Surveying, Colorado River
Joe Hazel

Grand Canyon river guides will tell you one of the most frequent questions from passengers is, “How deep is the Colorado River?” Seems like a simple enough question, but the answer is complicated, and researchers are attempting to come up with something more definitive.

They’ve been surveying and mapping the channel of the Colorado River through Grand Canyon National Park for more than a decade. Aerial photography and sonar are among the main techniques they use. Researchers boat down the river and drop multibeam sonar sensors into the water that record elevation points on the riverbed.

That data is collected using a network of some 1,500 survey benchmarks along the river and the canyon’s rims. This network provides a common reference for all types of studies, allowing researchers to detect changes over time.

Results indicate the Colorado may not be as deep as previously thought.

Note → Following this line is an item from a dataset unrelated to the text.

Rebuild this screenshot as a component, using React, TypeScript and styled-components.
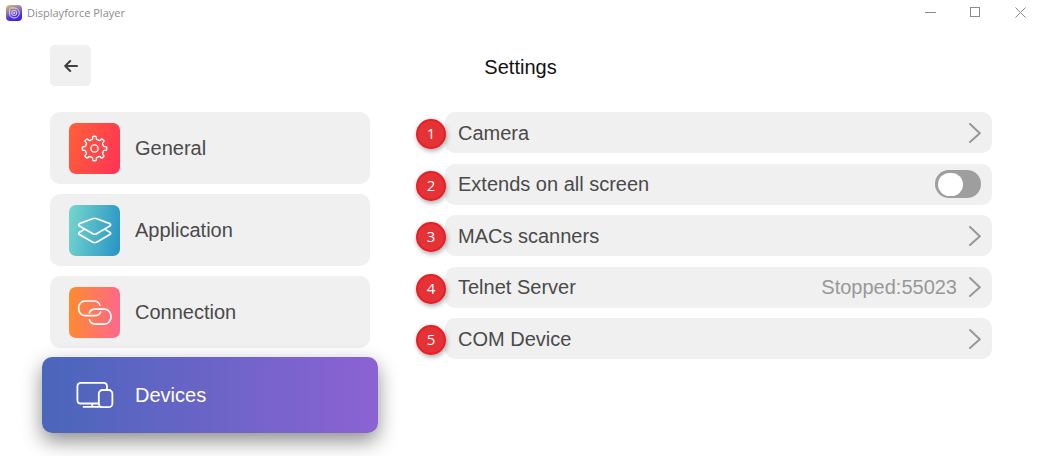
import React, { useState } from "react";
import styled, { createGlobalStyle } from "styled-components";

const GlobalStyle = createGlobalStyle`
  *, *::before, *::after { box-sizing: border-box; }
  body {
    margin: 0;
    background: #fff;
    color: #4a4a4a;
    font-family: "Liberation Sans", Arial, sans-serif;
    font-size: 20px;
    line-height: 24px;
  }
  button { font: inherit; color: inherit; border: 0; padding: 0; background: none; cursor: pointer; }
`;

const TitleBar = styled.div`
  display: flex;
  align-items: center;
  gap: 5px;
  height: 25px;
  padding-left: 6px;
`;

const AppName = styled.span`
  flex: 1;
  color: #8c8c8c;
  font-family: "Open Sans", "Segoe UI", sans-serif;
  font-size: 11px;
  line-height: 16px;
`;

const WindowControls = styled.div`
  display: flex;
  gap: 4px;
`;

const WindowButton = styled.button`
  display: grid;
  place-items: center;
  width: 41px;
  height: 25px;
`;

const Header = styled.header`
  display: grid;
  grid-template-columns: 41px 1fr 41px;
  align-items: center;
  padding: 20px 50px 26px;
`;

const BackButton = styled.button`
  display: grid;
  place-items: center;
  height: 41px;
  border-radius: 5px;
  background: #f0f0f0;
`;

const PageTitle = styled.h1`
  margin: 0;
  color: #111;
  font-size: 20px;
  line-height: 24px;
  padding-top: 2px;
  font-weight: 400;
  text-align: center;
`;

const Content = styled.main`
  display: grid;
  grid-template-columns: 320px 1fr;
  align-items: start;
  gap: 75px;
  padding: 0 49px 24px 50px;
`;

const Sections = styled.nav`
  display: flex;
  flex-direction: column;
  gap: 10px;
`;

const SectionCard = styled.button<{ $active?: boolean }>`
  display: flex;
  align-items: center;
  gap: 15px;
  height: ${(p) => (p.$active ? 76 : 72)}px;
  margin: ${(p) => (p.$active ? "-1px -8px" : "0")};
  padding-left: ${(p) => (p.$active ? 27 : 19)}px;
  border-radius: 10px;
  color: ${(p) => (p.$active ? "#fff" : "#4a4a4a")};
  background: ${(p) => (p.$active ? "linear-gradient(90deg, #4a66bb, #8c62d3)" : "#f0f0f0")};
  box-shadow: ${(p) => (p.$active ? "0 8px 20px rgba(0, 0, 0, 0.45)" : "none")};
`;

const IconTile = styled.span<{ $fill: string }>`
  width: 51px;
  height: 51px;
  border-radius: 7px;
  background: ${(p) => p.$fill};

  svg {
    display: block;
    fill: none;
    stroke: #fff;
    stroke-linecap: round;
    stroke-linejoin: round;
  }
`;

const Options = styled.div`
  display: flex;
  flex-direction: column;
  justify-content: space-between;
  min-height: 247px;
`;

const OptionRow = styled.div`
  position: relative;
  display: flex;
  align-items: center;
  gap: 12px;
  width: 100%;
  height: 41px;
  padding: 0 11px 0 13px;
  border-radius: 10px;
  background: #f0f0f0;
`;

const OptionLabel = styled.span`
  flex: 1;
  text-align: left;
`;

const OptionValue = styled.span`
  color: #989898;
`;

const Badge = styled.span`
  position: absolute;
  left: -29px;
  top: 7px;
  display: grid;
  place-items: center;
  width: 30px;
  height: 30px;
  border: 2px solid #e81e25;
  border-radius: 50%;
  background: #e53237;
  box-shadow: 1px 2px 5px rgba(0, 0, 0, 0.35);
  color: #fff;
  font-family: "Open Sans", sans-serif;
  font-size: 15px;
  line-height: 20px;
  padding-bottom: 2px;
`;

const Toggle = styled.input`
  appearance: none;
  display: flex;
  align-items: center;
  width: 46px;
  height: 28px;
  margin: 0;
  padding: 0 3px;
  border-radius: 14px;
  background: #9e9e9e;
  cursor: pointer;

  &::before {
    content: "";
    width: 25px;
    height: 23px;
    border-radius: 12px;
    background: #fff;
  }

  &:checked {
    justify-content: flex-end;
    background: #6a63c7;
  }
`;

const GEAR_PATH = (() => {
  const point = (radius: number, degrees: number) => {
    const a = (degrees * Math.PI) / 180;
    return `${(25.5 + radius * Math.cos(a)).toFixed(2)} ${(25.5 + radius * Math.sin(a)).toFixed(2)}`;
  };
  let d = "";
  for (let i = 0; i < 8; i++) {
    const c = i * 45 - 90;
    d += `${i ? "L" : "M"}${point(11.3, c - 9)}Q${point(12.4, c - 8)} ${point(12.2, c - 3)}`;
    d += `L${point(12.2, c + 3)}Q${point(12.4, c + 8)} ${point(11.3, c + 9)}`;
    d += `L${point(9.8, c + 11)}Q${point(8.7, c + 16)} ${point(9.4, c + 22.5)}`;
    d += `Q${point(8.7, c + 29)} ${point(9.8, c + 34)}`;
  }
  return d + "Z";
})();

const GearIcon = () => (
  <svg width="51" height="51" viewBox="0 0 51 51" strokeWidth="1.4">
    <path d={GEAR_PATH} />
    <circle cx="25.5" cy="25.5" r="3.6" />
  </svg>
);

const LayersIcon = () => (
  <svg width="51" height="51" viewBox="0 0 51 51" strokeWidth="1.7">
    <path d="M10.4 18.6 23.5 13.7Q25.7 12.8 27.9 13.7L40.8 18.6Q42.4 19.7 40.8 21L28 28.5Q25.7 30 23.4 28.5L10.4 21Q8.9 19.7 10.4 18.6Z" />
    <path d="M14.4 25 10.4 27.2Q8.9 28.3 10.4 29.6L23.4 36.9Q25.7 38.2 28 36.9L40.8 29.6Q42.4 28.3 40.8 27.2L37 25" />
  </svg>
);

const LinkIcon = () => (
  <svg width="51" height="51" viewBox="0 0 51 51" strokeWidth="1.7">
    <path d="M31 18.2C30 15.5 27.8 14 25 14H16.2C12.3 14 9.6 17 9.6 21.2C9.6 25.5 12.3 28.7 16.2 28.7H25C28.3 28.7 30.8 27.2 31.7 25" />
    <path d="M20.4 25.8C21.4 23.5 23.4 22.2 26 22.2H35.3C39.2 22.2 42 25.2 42 29.5C42 34 39.2 37.2 35.3 37.2H26.7C23.6 37.2 21.2 35.7 20.4 32.8" />
  </svg>
);

const DevicesIcon = () => (
  <svg width="51" height="51" viewBox="0 0 51 51" strokeWidth="1.8">
    <path d="M38 19.4V16.4Q38 12.8 34.4 12.8H12Q8.4 12.8 8.4 16.4V29.9Q8.4 33.5 12 33.5H29.8M23.3 33.5V36.8M14.6 36.9H32" />
    <rect x="29.8" y="20" width="13.6" height="17.2" rx="3.8" />
  </svg>
);

const AppLogo = () => (
  <svg width="16" height="16" viewBox="0 0 16 16" fill="none" stroke="#d9d4f5">
    <defs>
      <linearGradient id="logoFill" x1="5" y1="0" x2="11" y2="16" gradientUnits="userSpaceOnUse">
        <stop offset="0" stopColor="#d0b070" />
        <stop offset="0.4" stopColor="#8a72ae" />
        <stop offset="0.7" stopColor="#5136e0" />
        <stop offset="1" stopColor="#3a1be0" />
      </linearGradient>
    </defs>
    <rect width="16" height="16" rx="4" fill="url(#logoFill)" stroke="none" />
    <path d="M3.8 4.2C3.8 3.3 4.4 3 5.2 3H8.3A5 5 0 1 1 3.4 8.6Z" strokeWidth="1" />
    <circle cx="8.2" cy="8" r="2.6" strokeWidth="1" />
    <circle cx="8.2" cy="8" r="0.9" fill="#e8e4fa" stroke="none" />
  </svg>
);

const Chevron = () => (
  <svg width="12" height="20" viewBox="0 0 12 20" fill="none" stroke="#989898" strokeWidth="2" strokeLinecap="round" strokeLinejoin="round">
    <path d="M1 1 10.8 10.2 1 19" />
  </svg>
);

const sections = [
  { name: "General", icon: <GearIcon />, fill: "linear-gradient(110deg, #ff6038, #ff3355)" },
  { name: "Application", icon: <LayersIcon />, fill: "linear-gradient(100deg, #76d7cd, #2693c5)" },
  { name: "Connection", icon: <LinkIcon />, fill: "linear-gradient(95deg, #fc8c2c, #ff6690)" },
  { name: "Devices", icon: <DevicesIcon />, fill: "none" },
];

const options = [
  { name: "Camera" },
  { name: "Extends on all screen", toggle: true },
  { name: "MACs scanners" },
  { name: "Telnet Server", value: "Stopped:55023" },
  { name: "COM Device" },
];

export default function App() {
  const [active, setActive] = useState("Devices");
  const [extended, setExtended] = useState(false);

  return (
    <>
      <GlobalStyle />
      <TitleBar>
        <AppLogo />
        <AppName>Displayforce Player</AppName>
        <WindowControls>
          <WindowButton aria-label="Minimize">
            <svg width="11" height="11" stroke="#8a8a8a"><path d="M0 5.5H11" /></svg>
          </WindowButton>
          <WindowButton aria-label="Maximize">
            <svg width="11" height="11" stroke="#8a8a8a" fill="none"><rect x="0.5" y="0.5" width="9" height="9" /></svg>
          </WindowButton>
          <WindowButton aria-label="Close">
            <svg width="11" height="11" stroke="#8a8a8a"><path d="M0.5 0.5 10.5 10.5M10.5 0.5 0.5 10.5" /></svg>
          </WindowButton>
        </WindowControls>
      </TitleBar>

      <Header>
        <BackButton aria-label="Back">
          <svg width="14" height="12" viewBox="0 0 14 12" fill="none" stroke="#404040" strokeWidth="2" strokeLinecap="round" strokeLinejoin="round">
            <path d="M6.2 1 1.2 6 6.2 11M1.2 6H13" />
          </svg>
        </BackButton>
        <PageTitle>Settings</PageTitle>
      </Header>

      <Content>
        <Sections>
          {sections.map(({ name, icon, fill }) => (
            <SectionCard key={name} $active={name === active} onClick={() => setActive(name)}>
              <IconTile $fill={fill}>{icon}</IconTile>
              {name}
            </SectionCard>
          ))}
        </Sections>

        <Options>
          {options.map(({ name, value, toggle }, index) => (
            <OptionRow key={name} as={toggle ? "label" : "button"}>
              <Badge>{index + 1}</Badge>
              <OptionLabel>{name}</OptionLabel>
              {value && <OptionValue>{value}</OptionValue>}
              {toggle ? (
                <Toggle type="checkbox" checked={extended} onChange={(e) => setExtended(e.target.checked)} />
              ) : (
                <Chevron />
              )}
            </OptionRow>
          ))}
        </Options>
      </Content>
    </>
  );
}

Matt Kaplinski is a geologist at Northern Arizona University and leads the survey project. His data show the median depth of the river is just 25 feet—with the deepest point recorded so far at a little over 87 feet above Phantom Ranch.

This spring the team will continue mapping the reach from Phantom to National Canyon. With that completed, they will have mapped 240 miles of the Colorado River.

The channel mapping is one of many research and monitoring projects launched since the mid-1990s, investigating Glen Canyon Dam’s environmental effects.